Scene 3. This scene was delayed for the collector again to come round with his hat:—"You can't expect us to show you all for what you've given. Money if you please; money; we want your money!" As soon as he had extracted the last extractable halfpenny, the curtain drew up, and — enter a clown without a head, who danced till his head came from between his shoulders to the wonder of the children, and, almost to their alarm, was elevated on a neck the full length of his body, which it thrust out ever and anon; after presenting greater contortions than the human figure could possibly represent, the curtain fell the third time.

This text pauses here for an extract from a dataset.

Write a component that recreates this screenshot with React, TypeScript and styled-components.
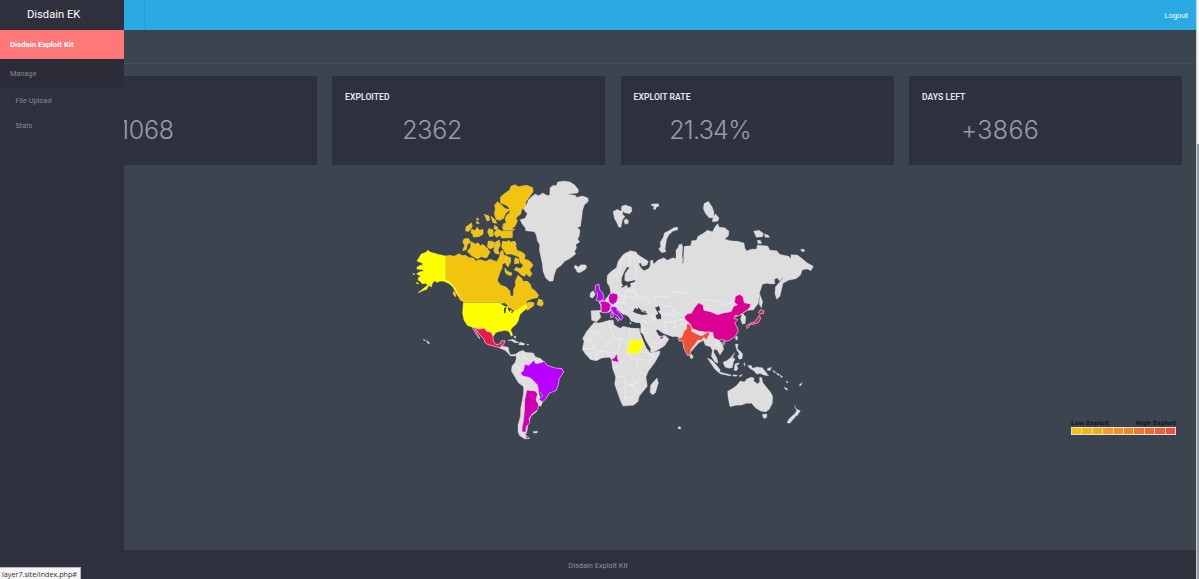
import React from 'react';
import styled, { createGlobalStyle } from 'styled-components';

const Global = createGlobalStyle`
  * { box-sizing: border-box; }
  body { margin: 0; background: #3c4450; font-family: Roboto, "Open Sans", sans-serif; overflow: hidden; }
`;

const Screen = styled.div`
  position: relative;
  display: flex;
  width: 1199px;
  height: 579px;
  overflow: hidden;
`;
const Main = styled.main`
  display: flex;
  flex-direction: column;
  flex: 1;
  min-width: 0;
`;
const ScrollTrack = styled.div`
  width: 3px;
  background: #f4f4f5;
  border-left: 1px solid #c9ccd0;
`;
const ScrollThumb = styled.div`
  margin-top: 144px;
  height: 435px;
  background: #9a9da3;
`;
const TopBar = styled.header`
  height: 30px;
  flex: none;
  display: flex;
  align-items: center;
  background: #2ba9e2;
  color: #fff;
  font-size: 7.5px;
`;
const Toggle = styled.div`
  width: 145px;
  height: 30px;
  border-right: 1px solid #279bd2;
`;
const Logout = styled.a`
  margin-left: auto;
  padding-right: 8px;
`;
const TitleStrip = styled.div`
  height: 34px;
  flex: none;
  border-bottom: 1px solid #444c58;
`;
const Cards = styled.section`
  display: grid;
  grid-template-columns: repeat(4, 273px);
  column-gap: 15.5px;
  padding: 12px 0 0 43.5px;
`;
const Card = styled.article`
  height: 89px;
  padding: 15px 13px 0;
  background: #2f303d;
`;
const CardTitle = styled.h3`
  margin: 0;
  height: 12px;
  line-height: 12px;
  color: #e3e6ee;
  font-size: 8.6px;
  font-weight: 600;
  letter-spacing: 0.05px;
  white-space: nowrap;
`;
const CardValue = styled.div<{ $indent: number; $tracking: number }>`
  margin-top: 11px;
  padding-left: ${(p) => p.$indent}px;
  letter-spacing: ${(p) => p.$tracking}px;
  color: #949db0;
  font-family: Inter, Roboto, sans-serif;
  font-size: 25px;
  line-height: 32px;
  font-weight: 300;
  white-space: nowrap;
`;
const MapArea = styled.section`
  flex: 1;
  display: flex;
  padding: 5px 20px 0 400px;
`;
const MapSvg = styled.svg`
  width: 430px;
  height: 280px;
  flex: none;
`;
const Legend = styled.div`
  width: 105px;
  margin: 250px 0 0 auto;
`;
const LegendLabels = styled.div`
  display: flex;
  justify-content: space-between;
  color: #15181f;
  font-family: "DejaVu Sans", sans-serif;
  font-size: 5.9px;
  line-height: 7px;
  font-weight: 700;
  white-space: nowrap;
`;
const LegendScale = styled.div`
  display: flex;
  gap: 1px;
  height: 8px;
  padding: 1px;
  background: #e9dfd2;
`;
const Swatch = styled.i<{ $color: string }>`
  flex: 1;
  background: ${(p) => p.$color};
`;
const Footer = styled.footer`
  height: 29px;
  flex: none;
  background: #2f303d;
  color: #8e93a1;
  font-size: 7.4px;
  line-height: 31px;
  text-align: center;
`;
const Sidebar = styled.aside`
  position: absolute;
  inset: 0 auto 0 0;
  width: 124px;
  background: #2f303d;
  color: #858995;
  font-size: 7.3px;
`;
const Brand = styled.div`
  height: 30px;
  padding-left: 27px;
  line-height: 29px;
  color: #fff;
  font-size: 11.2px;
`;
const NavItem = styled.a<{ $kind?: 'active' | 'group' | 'sub' }>`
  display: flex;
  align-items: center;
  height: ${(p) => (p.$kind === 'sub' ? 25 : 29)}px;
  padding-left: ${(p) => (p.$kind === 'sub' ? 15.5 : 10)}px;
  background: ${(p) => (p.$kind === 'active' ? '#ff7776' : p.$kind === 'group' ? '#2b2c38' : 'transparent')};
  color: ${(p) => (p.$kind === 'active' ? '#fff' : 'inherit')};
  font-size: ${(p) => (p.$kind === 'active' ? 7.8 : 7.3)}px;
  font-weight: ${(p) => (p.$kind === 'active' ? 700 : 400)};
`;
const StatusTip = styled.div`
  position: absolute;
  left: 0;
  bottom: 0;
  width: 81px;
  height: 12px;
  padding-left: 2px;
  border-top: 1px solid #b9b9bd;
  border-right: 1px solid #b9b9bd;
  background: #f4f4f4;
  color: #34343a;
  font-family: "Open Sans", sans-serif;
  font-size: 7.2px;
  line-height: 13px;
  white-space: nowrap;
`;

const LAND = '#dedede';
const CANADA = '#f0c40f';
const YELLOW = '#ffff00';
const PURPLE = '#b900ff';
const MAGENTA = '#cf00b3';

type Shape = { fill: string; d: string };
type Region = { x: number; y: number; shapes: Shape[]; borders?: string; seas?: string };

const REGIONS: Region[] = [
  {
    x: 400, y: 170,
    shapes: [
      { fill: CANADA, d: 'M136,258 150,256 162,259 178,251 187,257 196,255 205,262 222,265 226,273 240,269 258,274 270,268 290,275 298,262 303,243 309,242 311,255 319,257 318,276 306,284 307,292 298,312 292,331 301,345 318,351 329,362 332,379 340,378 341,358 347,346 346,333 354,316 365,325 369,334 383,334 392,344 394,354 406,363 416,376 412,383 396,386 382,392 377,400 390,396 402,398 401,407 388,417 381,421 380,411 371,416 360,421 354,424 344,423 325,410 309,400 290,396 190,396 180,382 168,358 156,343 136,331Z' },
      { fill: CANADA, d: 'M416,387 427,391 430,402 425,409 411,404ZM172,374 183,381 191,394 181,391ZM160,363 168,370 167,381 160,374Z' },
      { fill: CANADA, d: 'M345,44 355,50 380,46 398,53 399,65 388,81 377,96 379,111 365,118 362,132 348,143 352,153 345,169 333,178 315,176 309,162 319,158 315,147 321,134 329,129 328,114 318,105 302,99 301,82 311,73 329,60 333,49Z' },
      { fill: CANADA, d: 'M293,95 304,104 316,116 329,118 322,126 316,132 311,145 300,151 288,148 283,130 286,119 284,105Z' },
      { fill: CANADA, d: 'M253,133 267,138 269,151 261,153ZM273,139 287,151 290,160 279,158ZM232,143 237,149 229,149ZM231,152 238,161 229,160ZM214,159 217,169 207,184 197,183 198,171ZM215,177 225,182 231,172 239,181 249,178 249,193 236,200 220,201 218,192 213,188ZM266,176 279,179 280,198 269,200 263,186ZM284,166 293,172 292,179 282,177Z' },
      { fill: CANADA, d: 'M286,183 294,178 306,184 337,183 337,203 305,204 301,196 289,202 282,192ZM307,167 327,178 343,177 341,181 310,181Z' },
      { fill: CANADA, d: 'M192,207 205,205 212,216 202,224 199,239 188,242 194,226 188,216ZM213,215 226,222 234,218 242,228 248,223 262,235 270,246 260,264 243,260 233,267 213,256 202,244 211,233Z' },
      { fill: CANADA, d: 'M265,213 275,214 285,218 281,232 270,237 262,230ZM287,216 298,210 301,226 294,238 298,252 287,251 281,242Z' },
      { fill: CANADA, d: 'M307,214 321,215 327,211 334,220 348,229 350,240 369,248 376,256 373,266 390,274 399,285 389,300 396,312 389,321 377,310 375,319 364,315 353,304 343,300 348,292 362,296 370,286 361,278 357,261 344,256 333,252 319,253 312,242 305,232Z' },
      { fill: CANADA, d: 'M318,258 332,263 332,276 324,291 317,282ZM315,294 321,303 336,309 333,317 320,313 315,305ZM345,263 356,267 357,280 343,281ZM331,216 345,214 349,224 338,229Z' },
      { fill: YELLOW, d: 'M84,241 91,247 103,250 118,254 136,258 136,331 145,333 156,343 168,358 178,378 172,374 158,350 148,341 132,334 120,333 112,337 103,332 96,342 94,351 87,346 80,358 68,362 54,368 65,360 76,351 84,344 76,340 66,341 61,334 54,330 56,322 64,319 50,312 58,306 70,304 69,299 51,297 51,292 62,285 66,288 68,280 51,273 58,262 64,252 76,248ZM39,311 44,312 41,315ZM50,337 56,340 51,342Z' },
    ],
  },
  {
    x: 540, y: 170,
    shapes: [
      { fill: LAND, d: 'M53,36 71,33 91,36 105,46 116,60 113,69 82,73 106,76 110,82 128,78 144,84 145,94 133,105 128,120 125,145 121,170 112,171 120,181 118,197 113,207 119,216 107,224 110,233 104,244 107,252 91,265 74,274 64,286 49,297 43,314 39,333 28,334 17,324 9,303 7,282 2,259 -2,239 -1,224 -8,212 -11,196 -17,185 -43,182 -44,174 -54,161 -60,149 -45,145 -38,131 -50,117 -41,106 -35,90 -23,78 -14,72 -5,77 9,69 20,76 29,76 30,53 40,46 49,47Z' },
      { fill: LAND, d: 'M105,285 115,291 123,284 138,285 140,293 134,300 119,308 111,306 109,299 103,294Z' },
      { fill: LAND, d: 'M219,125 232,118 241,123 249,120 248,134 255,139 247,151 243,172 236,171 230,157 224,147ZM245,109 256,105 274,111 276,123 269,131 254,128 244,119ZM256,146 265,151 265,160 256,163 252,154ZM335,102 355,101 357,108 349,112 346,119 339,116 343,110 334,106Z' },
      { fill: LAND, d: 'M412,171 414,179 398,184 387,194 380,207 377,225 375,237 378,245 365,248 356,237 362,230 361,216 370,202 373,189 389,181 401,173Z' },
      { fill: LAND, d: 'M202,316 214,304 229,293 235,272 251,252 271,242 287,245 294,254 314,267 325,274 321,285 307,289 302,278 296,281 303,294 312,302 324,297 330,290 332,271 338,271 341,283 353,271 371,263 382,271 399,263 412,267 409,250 417,224 426,222 427,246 424,268 425,282 432,275 431,254 434,231 450,228 455,230 455,400 260,400 246,390 240,374 250,360 269,352 265,337 254,331 255,311 269,292 261,291 252,306 245,323 244,341 238,354 226,363 221,350 216,340 209,347 202,337Z' },
      { fill: LAND, d: 'M213,350 222,347 222,365 212,368ZM151,371 160,363 165,374 158,384 150,381Z' },
    ],
    seas: 'M257,337 286,331 284,337 271,339 272,350 264,353Z',
    borders: 'M220,340 221,318 238,306 240,285 253,258 270,255 M270,255 284,260 284,280 290,300 282,328 M270,255 269,285 M289,247 291,260 300,278 M284,335 278,352',
  },
  {
    x: 680, y: 170,
    shapes: [
      { fill: LAND, d: 'M72,101 85,94 97,112 102,127 101,143 87,143 76,130 70,116ZM106,131 117,144 114,153 98,156 97,149ZM221,184 237,181 250,190 248,200 229,202ZM252,192 264,195 269,202 256,202ZM232,211 241,211 245,220 234,221ZM361,239 370,237 375,242 368,246Z' },
      { fill: LAND, d: 'M12,230 20,228 32,228 35,212 49,211 54,199 70,190 82,181 98,185 104,172 113,161 118,172 134,173 147,184 145,198 134,207 150,212 173,214 192,219 195,235 200,243 213,238 230,237 232,225 263,228 270,241 290,242 299,253 326,259 333,266 333,254 352,255 365,265 381,278 400,289 393,302 382,297 367,299 362,315 348,326 325,331 309,340 300,379 290,388 285,371 286,351 304,330 312,319 299,333 292,324 283,328 285,341 273,342 262,340 240,344 221,363 226,369 239,370 235,400 220,420 20,430 -12,400 -12,240 3,225 8,229 5,250 9,272 3,286 11,278 12,255Z' },
    ],
    borders: 'M-5,360 10,371 20,368 41,382 64,388 77,394 94,391 112,382 125,389 137,395 153,393 160,390',
  },
  {
    x: 400, y: 300,
    shapes: [
      { fill: YELLOW, d: 'M190,8 292,8 308,12 318,12 327,21 336,35 351,31 365,21 378,14 382,23 371,33 359,44 355,61 349,72 336,83 332,91 338,105 334,109 327,94 315,91 300,94 288,97 280,108 272,96 262,95 253,85 236,87 218,82 202,76 192,60 188,40Z' },
      { fill: '#ed174c', d: 'M217,82 236,87 253,85 261,95 272,96 279,108 280,123 288,134 302,131 303,123 315,122 311,134 305,136 302,143 294,142 281,138 264,134 254,127 252,117 240,105 230,91 225,88 240,116 236,114 224,95Z' },
      { fill: LAND, d: 'M302,137 325,142 327,154 331,164 346,163 345,168 331,168 320,155 312,149 299,145ZM323,121 338,118 357,128 344,128 335,122ZM360,126 375,131 371,136 356,134ZM380,132 387,133 383,136ZM344,108 348,110 346,116 341,110ZM69,118 76,120 74,123ZM80,121 89,129 86,132 81,127Z' },
      { fill: LAND, d: 'M346,163 357,155 369,151 376,157 400,159 406,170 423,176 436,190 439,205 428,240 414,272 420,291 428,305 423,319 412,316 410,335 394,347 384,370 381,395 376,405 386,415 375,417 359,407 354,396 354,375 361,350 362,325 367,300 370,282 371,260 355,248 345,231 334,213 336,198 345,188 349,175Z' },
      { fill: PURPLE, d: 'M397,185 403,181 407,191 422,188 433,184 441,196 465,204 486,206 491,216 478,236 474,256 469,271 447,280 439,295 427,306 416,297 429,286 416,274 412,255 400,242 390,233 370,229 361,219 370,212 374,193 387,196Z' },
      { fill: MAGENTA, d: 'M380,270 406,273 413,282 408,300 416,314 413,329 396,343 387,357 390,368 379,380 378,397 366,396 366,382 370,363 373,330 374,300ZM377,405 389,415 378,415Z' },
      { fill: LAND, d: 'M399,395 412,393 411,399 401,399Z' },
    ],
    seas: 'M304,13 313,9 324,17 318,20ZM312,25 319,20 316,39 312,40ZM323,20 333,27 329,36 324,28ZM333,36 343,33 335,40Z',
    borders: 'M371,187 362,193 M406,173 409,190 M420,177 420,188 M376,157 371,172 388,183 397,180 M343,192 355,201 361,216 M366,229 353,240 M370,230 373,263 382,271 M389,232 400,242 M406,273 412,260 M316,143 312,150',
  },
  {
    x: 570, y: 280,
    shapes: [
      { fill: LAND, d: 'M118,18 112,10 111,-6 140,-4 159,16 153,21 160,27 149,33 146,38 130,38 125,46ZM62,38 69,33 76,42 68,54 61,49Z' },
      { fill: LAND, d: 'M121,40 160,22 194,0 370,0 370,175 350,174 331,178 324,169 308,170 287,163 278,159 262,148 258,153 265,165 272,171 284,166 297,177 284,197 260,212 245,218 238,210 222,180 211,158 212,140 198,136 182,132 175,126 168,109 151,97 143,89 134,86 123,92 118,97 88,96 93,112 80,125 65,121 63,92 93,91 92,75 87,69 93,61 103,63 112,51Z' },
      { fill: LAND, d: 'M73,127 88,129 116,121 130,121 132,134 150,145 160,139 181,144 208,145 210,160 222,186 230,204 241,218 270,213 269,222 255,247 235,274 228,291 232,319 208,348 204,365 190,376 159,378 152,364 141,333 134,313 137,291 127,263 125,239 118,232 96,234 79,242 62,239 46,222 37,208 42,184 38,175 50,154Z' },
      { fill: LAND, d: 'M261,294 265,309 256,339 247,344 240,337 242,315Z' },
      { fill: MAGENTA, d: 'M88,65 105,63 117,68 123,76 119,92 108,99 93,96 94,76ZM119,42 128,39 142,42 144,52 140,66 129,74 118,68 115,54Z' },
      { fill: PURPLE, d: 'M77,16 86,12 90,32 98,38 102,56 90,64 78,61 82,51 82,39 75,31ZM120,82 132,79 142,84 141,92 154,103 159,113 152,121 145,109 132,102 125,91ZM127,95 130,111 122,113 122,101ZM136,112 148,119 144,124Z' },
      { fill: YELLOW, d: 'M180,180 217,181 220,195 214,203 211,218 189,220 173,219 173,205 178,196Z' },
      { fill: MAGENTA, d: 'M141,221 143,236 147,247 130,244 124,238 132,234Z' },
      { fill: PURPLE, d: 'M270,170 281,168 277,178 271,176Z' },
    ],
    seas: 'M189,95 195,84 204,88 205,81 213,91 228,94 233,103 217,105 199,100ZM255,83 267,78 271,90 264,94 274,106 273,118 261,119 257,106 265,101ZM163,102 176,111 184,126 172,131ZM184,124 198,128 210,129 213,142 198,144 183,138ZM210,157 218,162 227,182 242,206 240,215 230,205ZM94,111 112,106 114,121 91,127ZM167,7 196,1 194,7 181,9 182,20 174,23Z',
    borders: 'M60,154 78,155 58,180 43,183 M77,155 105,176 111,195 88,214 M60,182 78,207 M118,123 120,143 130,155 132,174 115,190 M132,174 149,174 172,187 176,203 M178,142 180,180 M207,158 218,181 M149,174 148,205 138,221 109,213 88,216 M40,205 77,207 M60,218 63,238 M80,211 79,242 M95,214 97,233 M113,213 115,231 M174,218 180,231 201,240 221,238 M146,246 164,240 172,249 M130,264 145,259 162,250 M137,290 162,291 165,311 188,314 209,292 M201,240 203,269 227,287 M178,318 207,309 M165,320 164,359 M190,319 205,343 M223,215 253,228 239,241 220,239 M164,350 186,357 198,338 M145,40 160,50 170,32 194,36 208,52 M194,5 188,22 197,40 207,50 229,52 241,70 226,74 M129,78 144,67 163,68 162,51 188,51 206,60 220,58 M164,71 180,87 190,83 M151,81 160,97 M250,62 252,52 265,50 292,50 307,37 330,36 353,43 370,48 M213,93 234,99 247,114 M216,119 232,130 247,120 249,101 M249,119 269,118 285,126 287,158 M273,108 299,100 315,113 325,103 339,112 M284,126 318,126 334,133 M218,133 221,155 245,164 M247,189 269,190 282,175 M243,199 270,202 M278,78 298,77 319,94 344,95 M318,126 309,148',
  },
  {
    x: 670, y: 280,
    shapes: [
      { fill: LAND, d: 'M20,50 64,40 235,5 278,10 270,35 248,62 243,80 230,92 218,99 227,112 226,130 217,133 212,117 199,110 180,128 155,172 145,178 158,193 161,208 150,225 142,211 133,207 131,217 141,235 144,250 135,246 124,229 127,211 121,200 106,196 100,181 85,190 57,222 40,175 20,170ZM268,38 278,65 274,84 269,73Z' },
      { fill: '#db0091', d: 'M86,68 99,75 102,91 122,95 143,104 162,98 183,95 191,79 202,74 193,67 196,49 209,43 219,50 223,68 243,72 239,83 231,91 216,101 204,108 196,106 191,115 204,119 194,129 203,144 204,155 195,170 180,180 168,184 158,178 147,181 131,174 128,157 111,157 88,154 67,146 61,132 46,119 43,110 53,101 65,99 72,85ZM158,186 165,184 164,193 159,192Z' },
      { fill: '#ee503a', d: 'M49,132 60,132 66,145 65,154 89,166 98,166 116,154 119,162 109,181 102,172 94,181 84,181 76,192 64,207 59,226 53,227 42,206 38,182 29,184 24,175 35,172 42,154 50,145Z' },
      { fill: '#ed1566', d: 'M271,89 282,93 280,101 269,102 265,99ZM268,106 272,116 265,128 249,133 239,133 237,140 232,146 229,138 242,129 254,126 259,118Z' },
      { fill: LAND, d: 'M62,221 68,226 69,234 63,236 60,230ZM112,234 125,240 137,253 151,270 148,280 134,267ZM149,276 164,280 184,285 181,288 150,281ZM190,284 202,286 199,289 188,288ZM207,288 218,283 212,290ZM159,247 170,242 186,230 195,238 190,247 187,263 176,265 165,261ZM195,252 207,248 208,252 200,256 204,265 199,272 192,271ZM196,171 202,168 203,177 198,181ZM196,192 204,192 202,206 211,214 218,222 216,236 208,238 203,229 208,222 199,208ZM184,231 194,218 188,232ZM221,251 225,248 224,259ZM233,257 243,256 248,265 260,261 277,263 289,278 296,288 281,285 270,280 261,283 251,272 238,264ZM292,266 304,262 301,271 293,272ZM308,271 317,276 313,279ZM318,278 328,283 325,287ZM329,284 338,290 334,293Z' },
      { fill: LAND, d: 'M230,297 244,292 252,294 251,303 263,312 269,305 269,291 275,293 279,309 292,325 301,336 308,348 307,370 298,388 287,396 272,393 260,386 252,379 245,370 229,370 215,375 198,376 180,380 177,367 174,350 173,334 190,324 199,317 211,303 223,306ZM277,403 291,402 290,412 283,416 279,411ZM349,302 355,307 351,309ZM343,321 353,327 351,331 345,327ZM388,314 396,308 394,315 389,318ZM373,376 380,388 391,392 381,408 374,402 380,392ZM373,402 379,407 367,421 360,430 351,428 357,417ZM24,441 31,440 32,447 25,446Z' },
    ],
    seas: 'M205,105 215,105 211,117 204,119 195,115ZM188,112 197,107 195,116 205,121 202,129 193,125Z',
    borders: 'M65,150 90,160 99,165 M99,164 110,171 112,189 M132,176 142,190 151,208 M133,195 145,196 M218,105 228,112 M0,110 20,101 40,106 M0,126 20,121 44,118 M5,92 20,101 M20,38 42,34 58,42 64,53 87,68 M87,62 93,58 112,58 140,64 166,74 190,66 M270,60 269,76 M10,145 40,130',
  },
];

function WorldMap() {
  return (
    <MapSvg viewBox="400 170 430 280">
      {REGIONS.map((r) => (
        <g key={`${r.x}-${r.y}`} transform={`translate(${r.x} ${r.y}) scale(.33333)`} strokeLinejoin="round">
          {r.shapes.filter((s) => s.fill === LAND).map((s, i) => (
            <path key={i} d={s.d} fill={s.fill} stroke={s.fill} strokeWidth="1" />
          ))}
          {r.seas && <path d={r.seas} fill="#3c4450" />}
          {r.borders && <path d={r.borders} fill="none" stroke="#f2f2f2" strokeWidth="2" />}
          {r.shapes.filter((s) => s.fill !== LAND).map((s, i) => (
            <path
              key={i}
              d={s.d}
              fill={s.fill}
              stroke={s.fill === CANADA ? '#f0d060' : s.fill === YELLOW ? '#ffff50' : '#efd9e6'}
              strokeWidth={s.fill === CANADA || s.fill === YELLOW ? 1.5 : 2}
            />
          ))}
          {r.y === 300 && <path d={r.seas} fill="#3c4450" />}
        </g>
      ))}
    </MapSvg>
  );
}

const STATS = [
  { title: 'LOADS', value: '11068', indent: 53.3, tracking: -0.3 },
  { title: 'EXPLOITED', value: '2362', indent: 57.2, tracking: -0.2 },
  { title: 'EXPLOIT RATE', value: '21.34%', indent: 35.7, tracking: -0.7 },
  { title: 'DAYS LEFT', value: '+3866', indent: 39, tracking: 0.3 },
];

const SCALE = ['#f2c40f', '#f1b914', '#efad19', '#eea01e', '#ed9423', '#eb8828', '#ea7b2d', '#e96f32', '#e86337', '#ee503a'];

export default function App() {
  return (
    <Screen>
      <Global />
      <Main>
        <TopBar>
          <Toggle />
          <Logout>Logout</Logout>
        </TopBar>
        <TitleStrip />
        <Cards>
          {STATS.map((s) => (
            <Card key={s.title}>
              <CardTitle>{s.title}</CardTitle>
              <CardValue $indent={s.indent} $tracking={s.tracking}>{s.value}</CardValue>
            </Card>
          ))}
        </Cards>
        <MapArea>
          <WorldMap />
          <Legend>
            <LegendLabels>
              <span>Low Exploit</span>
              <span>High Exploit</span>
            </LegendLabels>
            <LegendScale>
              {SCALE.map((c) => (
                <Swatch key={c} $color={c} />
              ))}
            </LegendScale>
          </Legend>
        </MapArea>
        <Footer>Disdain Exploit Kit</Footer>
      </Main>
      <ScrollTrack>
        <ScrollThumb />
      </ScrollTrack>
      <Sidebar>
        <Brand>Disdain EK</Brand>
        <NavItem $kind="active">Disdain Exploit Kit</NavItem>
        <NavItem $kind="group">Manage</NavItem>
        <NavItem $kind="sub">File Upload</NavItem>
        <NavItem $kind="sub">Stats</NavItem>
      </Sidebar>
      <StatusTip>layer7.site/index.php#</StatusTip>
    </Screen>
  );
}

Scene 4. Another delay of the curtain for another collection, "We have four and twenty scenes," said the collector, "and if you are not liberal we can't show 'em all—we must go." This extorted something more, and one person at a window, who had sent three-pence from a house where other money had been given, now sent out a shilling, with a request that "all" might be exhibited. The showman promised, the curtain drew up, and another puppet-tumbler appeared with a pole which, being placed laterally on the back of two baby-house chairs, he balanced himself on it, stood heels upwards upon it, took the chairs up by it, balanced them on each end of it, and down fell the curtain.

Scene 5. A puppet sailor danced a hornpipe.

Scene 6. A puppet Indian juggler threw balls.

Scene 7. Before the curtain drew up the collector said, "This is the representation of Billy Waters, Esq." and a puppet, Billy Waters, appeared with a wooden leg, and danced to the sound of his fiddle for a minute or two when the curtain dropped, and the manager and performers went off with their theatre, leaving the remaining seventeen scenes, if they had them, unrepresented. On the show was painted, "Candler's Fantoccini, patronised by the Royal Family." Our old acquaintance, "Punch," will survive all this.